Re: f=load("load(f)");f() bug found by AFL fuzzer

  • From: Coda Highland <chighland@xxxxxxxxx>
  • To: luajit@xxxxxxxxxxxxx
  • Date: Mon, 2 Mar 2015 10:13:55 -0800

On Mon, Mar 2, 2015 at 10:01 AM, Coda Highland <chighland@xxxxxxxxx> wrote:
> On Mon, Mar 2, 2015 at 9:59 AM, Coda Highland <chighland@xxxxxxxxx> wrote:
>> On Mon, Mar 2, 2015 at 9:57 AM, Mike Pall <mike-1503@xxxxxxxxxx> wrote:
>>> Alexander Nasonov wrote:
>>>> But it's not easy to fool afl. These are the two programs it found:
>>>>
>>>> s="";s=load"adstrs=loadstring(s);wstring(s)ing(s);wstring(s)";s=loadstring(s);wstring(s);while
>>>>  s do s=s(s) end
>>>> s="";s=load"adstrins=loadstring(s);wstrg(s);wstring(s)";s=loadstring(s);wstring(s);while
>>>>  s do s=s(s) end
>>>>
>>>> both crash LuaJIT 2.0.
>>>
>>> This doesn't crash for me. Neither in 2.0.3 nor in 2.0 git, nor in
>>> 2.1 git. Neither when compiled as x86 nor as x64.
>>>
>>> It complains about "attempt to call global 'wstring' (a nil value)".
>>> But that's expected, since 'wstring' is not defined.
>>>
>>> --Mike
>>>
>>
>> It crashes for me in 2.0.3. I took some time to reduce the test case
>> to something a lot simpler.
>>
>> $ uname -a
>> Darwin mac-pro 11.4.2 Darwin Kernel Version 11.4.2: Thu Aug 23
>> 16:26:45 PDT 2012; root:xnu-1699.32.7~1/RELEASE_I386 i386
>>
>> $ luajit
>> LuaJIT 2.0.3 -- Copyright (C) 2005-2014 Mike Pall. http://luajit.org/
>> JIT: ON CMOV SSE2 SSE3 fold cse dce fwd dse narrow loop abc sink fuse
>>> s = load"load(s)"
>>> load(s)
>> Segmentation fault: 11
>>
>> /s/ Adam
>
> For context:
>
> $ lua
> Lua 5.1.5  Copyright (C) 1994-2012 Lua.org, PUC-Rio
>> s = load"load(s)"
> stdin:1: bad argument #1 to 'load' (function expected, got string)
> stack traceback:
>         [C]: in function 'load'
>         stdin:1: in main chunk
>         [C]: ?
>
> /s/ Adam

Fixed the 5.2-ism:

$ lua
Lua 5.1.5  Copyright (C) 1994-2012 Lua.org, PUC-Rio
> s = loadstring"load(s)"
> load(s)

Here, it just hangs instead of crashing.
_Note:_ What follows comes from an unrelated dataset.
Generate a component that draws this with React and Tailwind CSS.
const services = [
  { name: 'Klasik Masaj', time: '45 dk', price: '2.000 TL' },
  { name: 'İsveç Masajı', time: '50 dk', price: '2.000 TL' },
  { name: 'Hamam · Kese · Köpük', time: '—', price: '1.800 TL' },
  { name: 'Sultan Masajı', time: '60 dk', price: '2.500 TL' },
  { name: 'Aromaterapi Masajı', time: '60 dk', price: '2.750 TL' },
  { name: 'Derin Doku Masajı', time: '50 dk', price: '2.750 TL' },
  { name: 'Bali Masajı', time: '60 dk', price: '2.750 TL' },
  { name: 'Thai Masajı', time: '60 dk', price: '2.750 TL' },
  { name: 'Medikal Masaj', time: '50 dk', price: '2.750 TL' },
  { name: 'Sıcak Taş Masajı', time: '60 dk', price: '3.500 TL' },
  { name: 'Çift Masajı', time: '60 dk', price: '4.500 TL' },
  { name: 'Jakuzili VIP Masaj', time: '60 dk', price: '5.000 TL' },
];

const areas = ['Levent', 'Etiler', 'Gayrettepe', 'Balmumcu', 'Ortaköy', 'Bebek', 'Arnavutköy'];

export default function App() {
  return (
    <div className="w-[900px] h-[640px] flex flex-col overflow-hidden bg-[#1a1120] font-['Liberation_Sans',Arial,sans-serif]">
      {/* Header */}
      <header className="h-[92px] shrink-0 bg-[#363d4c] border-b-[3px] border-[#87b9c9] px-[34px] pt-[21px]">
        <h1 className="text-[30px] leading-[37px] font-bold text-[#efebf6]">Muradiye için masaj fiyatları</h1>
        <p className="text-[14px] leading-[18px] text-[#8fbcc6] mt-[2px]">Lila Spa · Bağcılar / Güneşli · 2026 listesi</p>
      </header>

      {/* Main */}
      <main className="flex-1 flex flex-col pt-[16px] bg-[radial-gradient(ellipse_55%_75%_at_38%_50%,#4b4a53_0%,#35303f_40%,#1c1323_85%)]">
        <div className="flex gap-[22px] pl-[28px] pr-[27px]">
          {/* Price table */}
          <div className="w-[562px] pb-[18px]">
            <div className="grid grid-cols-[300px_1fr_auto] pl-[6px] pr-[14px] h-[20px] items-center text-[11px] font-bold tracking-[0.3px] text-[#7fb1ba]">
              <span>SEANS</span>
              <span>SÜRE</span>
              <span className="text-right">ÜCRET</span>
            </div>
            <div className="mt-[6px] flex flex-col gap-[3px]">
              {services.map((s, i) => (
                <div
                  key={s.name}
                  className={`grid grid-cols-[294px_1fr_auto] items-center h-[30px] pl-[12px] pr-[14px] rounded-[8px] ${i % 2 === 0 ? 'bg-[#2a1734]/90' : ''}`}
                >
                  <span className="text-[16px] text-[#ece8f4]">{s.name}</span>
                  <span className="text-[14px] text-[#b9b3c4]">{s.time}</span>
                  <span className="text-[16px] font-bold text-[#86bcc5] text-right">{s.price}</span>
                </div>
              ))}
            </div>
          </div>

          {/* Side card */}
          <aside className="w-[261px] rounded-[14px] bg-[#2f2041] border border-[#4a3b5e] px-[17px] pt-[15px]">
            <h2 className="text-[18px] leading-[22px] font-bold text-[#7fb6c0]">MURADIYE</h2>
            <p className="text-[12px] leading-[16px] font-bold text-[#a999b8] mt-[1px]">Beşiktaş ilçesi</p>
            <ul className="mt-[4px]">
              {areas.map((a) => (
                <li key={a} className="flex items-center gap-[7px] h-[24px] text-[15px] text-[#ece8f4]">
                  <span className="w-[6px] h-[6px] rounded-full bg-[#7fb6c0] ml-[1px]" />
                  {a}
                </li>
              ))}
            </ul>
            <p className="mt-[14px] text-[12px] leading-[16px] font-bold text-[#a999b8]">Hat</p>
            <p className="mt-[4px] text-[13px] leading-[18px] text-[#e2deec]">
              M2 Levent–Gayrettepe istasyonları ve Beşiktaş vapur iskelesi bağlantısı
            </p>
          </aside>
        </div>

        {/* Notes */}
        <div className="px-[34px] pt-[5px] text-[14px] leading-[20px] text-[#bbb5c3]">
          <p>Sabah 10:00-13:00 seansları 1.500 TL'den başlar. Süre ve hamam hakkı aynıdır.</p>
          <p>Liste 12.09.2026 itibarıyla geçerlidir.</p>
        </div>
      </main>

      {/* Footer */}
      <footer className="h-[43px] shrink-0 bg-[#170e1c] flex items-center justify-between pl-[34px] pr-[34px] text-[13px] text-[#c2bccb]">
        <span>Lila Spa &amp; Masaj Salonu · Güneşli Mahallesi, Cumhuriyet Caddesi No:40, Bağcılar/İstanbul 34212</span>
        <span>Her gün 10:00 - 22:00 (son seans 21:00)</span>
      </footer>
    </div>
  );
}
I'm guessing PUC-Rio Lua is
handling the stack differently, but it's still a DoS from untrusted
code.

And thinking about it this way reveals the issue: This isn't a bug, or
at least, it's not a bug you can do anything about without making Mr.
Turing very upset.

Let's walk through it:

The first line, s = loadstring"load(s)", is equivalent to:

function s()
  load(s)
end

(And note that it still crashes if you define it this way instead of
using loadstring.)

The second line, load(s), uses the function s as a reader that's
supposed to return incremental parts of the input file. However, s
just calls load(s)... which calls s... which calls load(s)...

You're just overflowing the stack with infinite recursion.